European crime agency Eurojust recorded a 16 per cent increase in terrorism cases over the past year.
In its latest report, the agency said it had dealt with 94 new requests for help in terrorism-related cases from EU member states.
It organised 24 meetings and co-ordinated 222 ongoing cases related to counterterrorism last year.
In one case, its work with security services in Belgium and Hungary resulted in the arrest of an ISIS extremist who was charged with several murders.
Cases concern ongoing investigations and prosecutions regarding terrorist attacks that had either been committed or were planned. The agency also provided assistance to authorities in investigating people supporting terrorist groups, people producing terrorist propaganda and the instigation of others to commit terrorist acts, leading in one case to the arrest in Spain of an extremist suspected of being one of the "core disseminators" of ISIS terrorist propaganda online.

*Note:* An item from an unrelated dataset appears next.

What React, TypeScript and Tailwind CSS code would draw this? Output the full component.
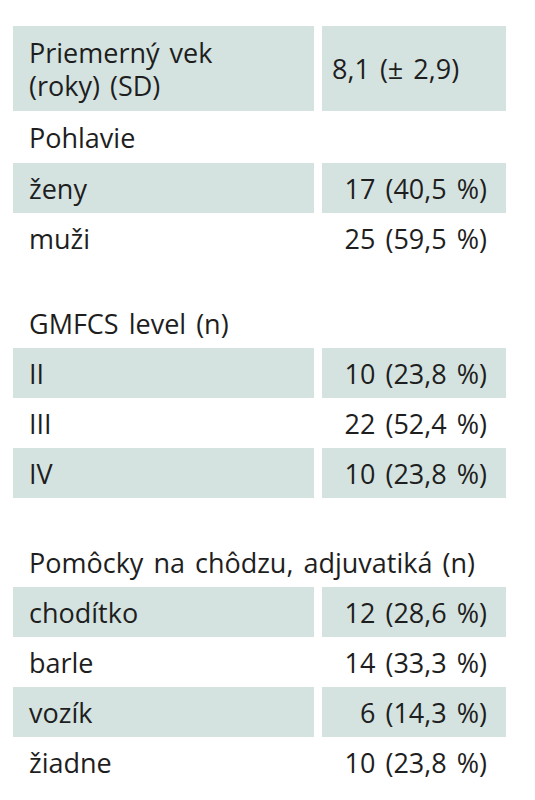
import React from 'react'

type Row = { label: string; value?: string; shaded?: boolean }

function Cells({ row }: { row: Row }) {
  const bg = row.shaded ? 'bg-[#d4e3e0]' : ''
  return (
    <>
      <div className={`${bg} flex items-center pl-4 h-[50px]`}>{row.label}</div>
      <div className={`${bg} flex items-center justify-end pr-[19px] h-[50px]`}>{row.value}</div>
    </>
  )
}

function Heading({ text, tall }: { text: string; tall?: boolean }) {
  return <div className={`col-span-2 flex items-center pl-4 ${tall ? 'h-[52px]' : 'h-[49px]'}`}>{text}</div>
}

export default function App() {
  return (
    <div
      className="min-h-screen bg-white pt-[26px] pl-[13px] text-[27px] text-[#1e1e1e] [word-spacing:3px]"
      style={{ fontFamily: '"Open Sans", "Liberation Sans", sans-serif' }}
    >
      <div className="grid grid-cols-[301px_184px] gap-x-2 leading-[33px]">
        <div className="bg-[#d4e3e0] flex items-center pl-4 h-[85px]">
          Priemerný vek
          <br />
          (roky) (SD)
        </div>
        <div className="bg-[#d4e3e0] flex items-center pl-[10px] h-[85px]">8,1 (± 2,9)</div>
        <Heading text="Pohlavie" tall />
        <Cells row={{ label: 'ženy', value: '17 (40,5 %)', shaded: true }} />
        <Cells row={{ label: 'muži', value: '25 (59,5 %)' }} />

        <div className="col-span-2 h-[36px]" />
        <Heading text="GMFCS level (n)" />
        <Cells row={{ label: 'II', value: '10 (23,8 %)', shaded: true }} />
        <Cells row={{ label: 'III', value: '22 (52,4 %)' }} />
        <Cells row={{ label: 'IV', value: '10 (23,8 %)', shaded: true }} />

        <div className="col-span-2 h-[40px]" />
        <Heading text="Pomôcky na chôdzu, adjuvatiká (n)" />
        <Cells row={{ label: 'chodítko', value: '12 (28,6 %)', shaded: true }} />
        <Cells row={{ label: 'barle', value: '14 (33,3 %)' }} />
        <Cells row={{ label: 'vozík', value: '6 (14,3 %)', shaded: true }} />
        <Cells row={{ label: 'žiadne', value: '10 (23,8 %)' }} />
      </div>
    </div>
  )
}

The agency has worked on almost 8,000 crime cases and has frozen £1.7 billion in criminal assets.
Some of the cases involved the targeting of foreign terrorist fighters travelling to a conflict zone to join the ranks of a terrorist group or to undergo terrorist training.
Others focused on terrorist networks and cells involved in the recruitment, financing and facilitation of the travel or return of fighters.
In some counterterrorism investigations, terrorist activities were committed in combination with other offences, such as human trafficking, migrant smuggling and drugs and arms trade.
"These crimes were often connected to money laundering or tax offences, with possible links to the financing of terrorism, and with computer crime and the forgery of official documents," the report said.
"International judicial co-operation was also successfully used to support victims of terrorist attacks and to safeguard and guarantee their rights."
In 2019, Eurojust launched the European Judicial Counter-Terrorism Register, which aims to provide support in identifying potential links between judicial proceedings and build stronger judicial responses to terrorism.